Base load power generation and EV charging are independent subjects. I’ve gotten rather tired with the chicken and egg arguments for why one shouldn’t do something because it isn’t synergistic with the current context. Embedded energy arguments are equally tiring.
I’m a late comer to EV’s in that I’ve only been driving them for about 3 1/2 years. However, that has been more than enough time for me to decide there is little downside besides price, and that is the case with all new technologies. When CD drives came out for our personal computers, the blanks were about $1.50.
Power-wise, it is certainly the case that every grid operator and every substation has their own scenarios they must deal with. It is also the case that infrastructure has been massively under-capitalized for purposes of profit taking, and we are largely in need of a major replacement cycle in any case. Utilities can bite the bullet. I have little sympathy there, and as an investor in utilities, I fully accept seeing the stock or the dividends go down as need be. The profit taking has been artificial and I am not so naive as to think it will continue.
Externalities-wise, I’m right there with you. We’ve been preaching that for many years and the chickens need to come home on that one.
I think the solution to EV charging might occur in two ways. The first thought is a stationary battery at home that is charged during the day while a home PV system is outputing the most it can and the house is generally drawing the least it does while people are at work and school and then this energy is transfered to the vehicle when it arrives home. The downside is that you are effectively adding another loss of efficiency as the first battery charges the car battery and you have a stationary loss of space. The other possibility is being able to change the battery in a car so one battery is home being charged by the PV system during the day and the other is in the car being used and when the vehicle gets home the used battery is changed out for the charged battery. This method has the downside of needing additional room to make the changing of the battery possible and having a battery pack that is changeable and also the same problem as above where you need room to have the battery being charged.
Both of these ideas have the common downside of needing two batteries.
The upside for both of these systems is that power can be sent to charge the battery when the house demand is least. When the fridge and washing machine are running power from the PV system will run these devices and less power will be sent to the battery. When they are both shut off then the power can be shunted to the battery and after the battery is fully charged then the excess power can be shunted to the grid. In this way home PV power is used as much as possible on the spot as it were making it more efficient and with less strain placed on the infrastructure. Even on cloudy days a home PV system generates some power and augmenting that with grid power still would lessen the strain on the grid providing a general benefit. If the battery for the first method I mentioned were significantly larger, perhaps twice the capacity of the car battery, then it would provide for the possibility of being able to take the vehicle out to work during the day, bring it home and charge it while eating dinner for example without loading on the grid, take it out again for the night time activities and charge it again when it comes home making it ready for the next day’s activities. The large home stationary battery might also provide some backup during power outages.
“However, it has plenty of downside, as even a few Nissan Leafs in a neighbourhood charging at Level 2 (about 7 kW) can blow a transformer”
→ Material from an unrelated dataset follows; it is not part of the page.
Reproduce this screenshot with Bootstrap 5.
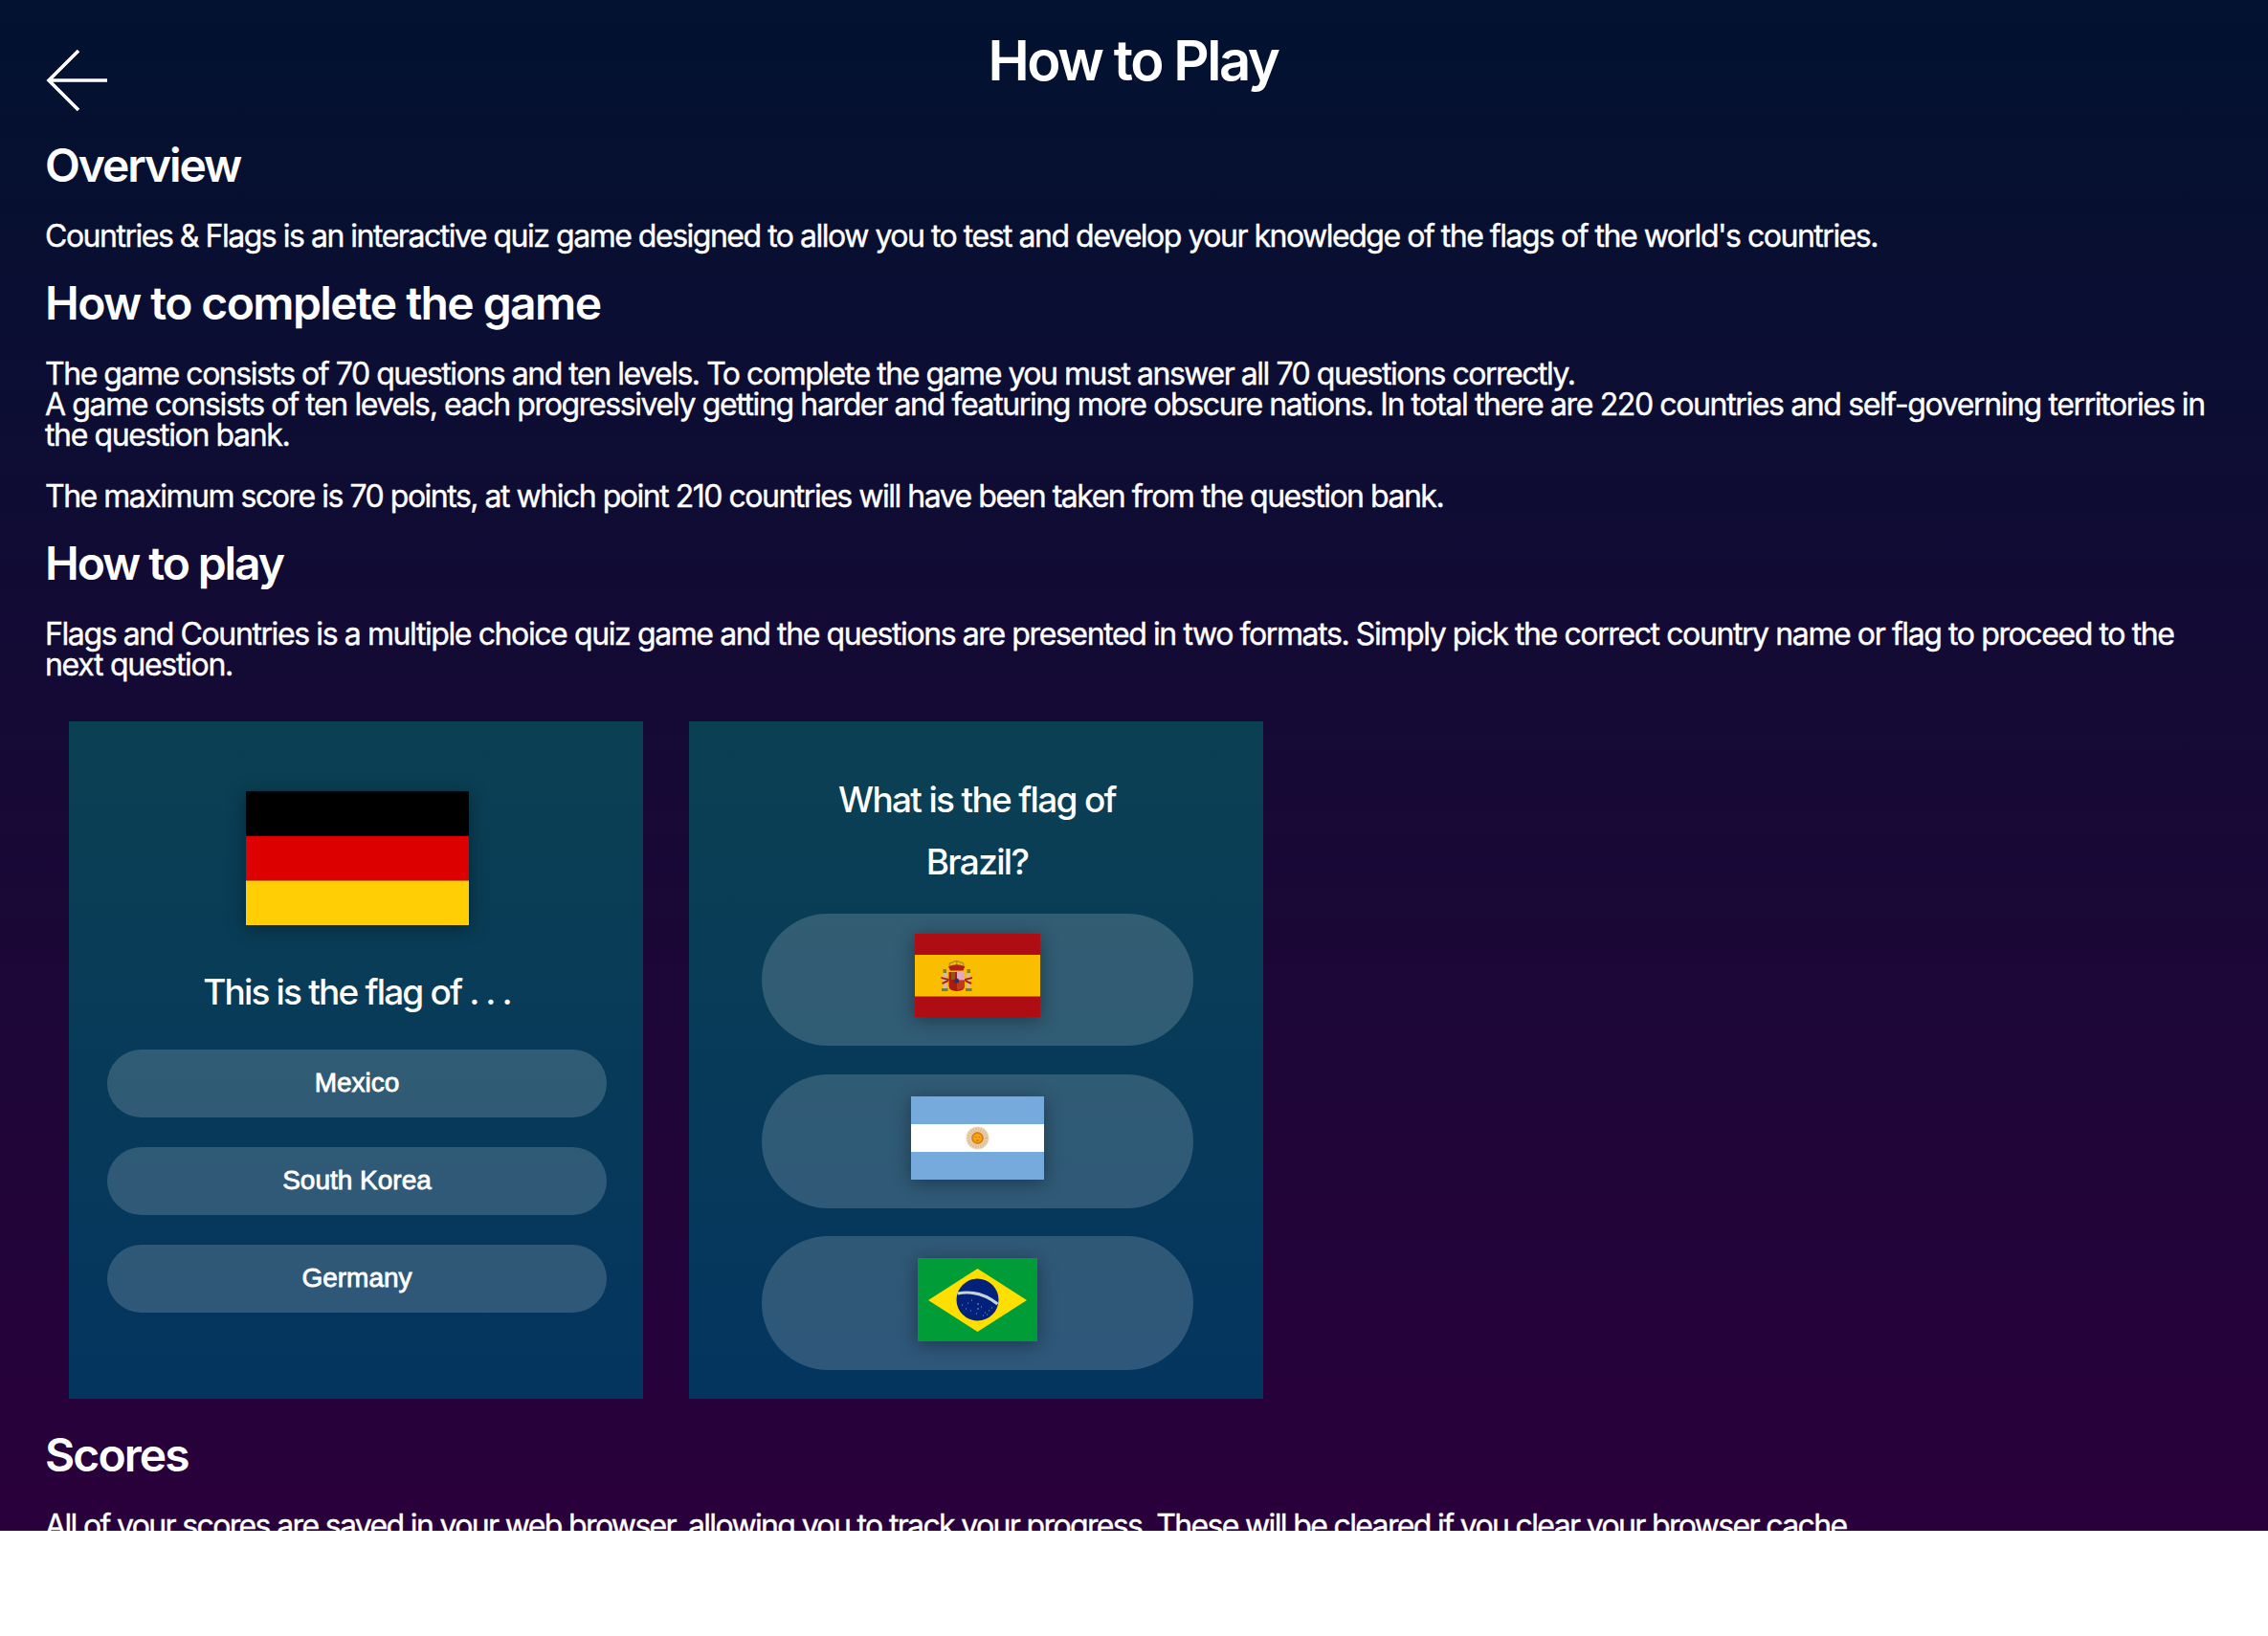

Perhaps the problem has more to do with the Amps rather than the KW’s. in the UK, and Europe, multiple loads of 7KW on a transformer or substation would probably not present too great a problem because we use a higher voltage (230V) and lower current. For 7KW, 230V requires 30.4A but at the US 110V this more than doubles to 63.6A. However the energy losses in the cables are proportional to the square of the current and because of this the IEE wiring reg’s require a cable about three times the area to supply 7KW at 110V than at 230V, 10sq-mm vs 2.5 to 4.0sq-mm.
Maybe therefore part of the answer to providing for an ever increasing demand for electricity in the US would be to gradually adopt a higher domestic supply voltage, such as the EU 230V standard, with modern distribution switchgear and protection, safety should not be an issue any more and the lower currents would significantly reduce the demand for copper.
Level One charging is 120V in the US, but Level Two (to which I was referring) is 240V.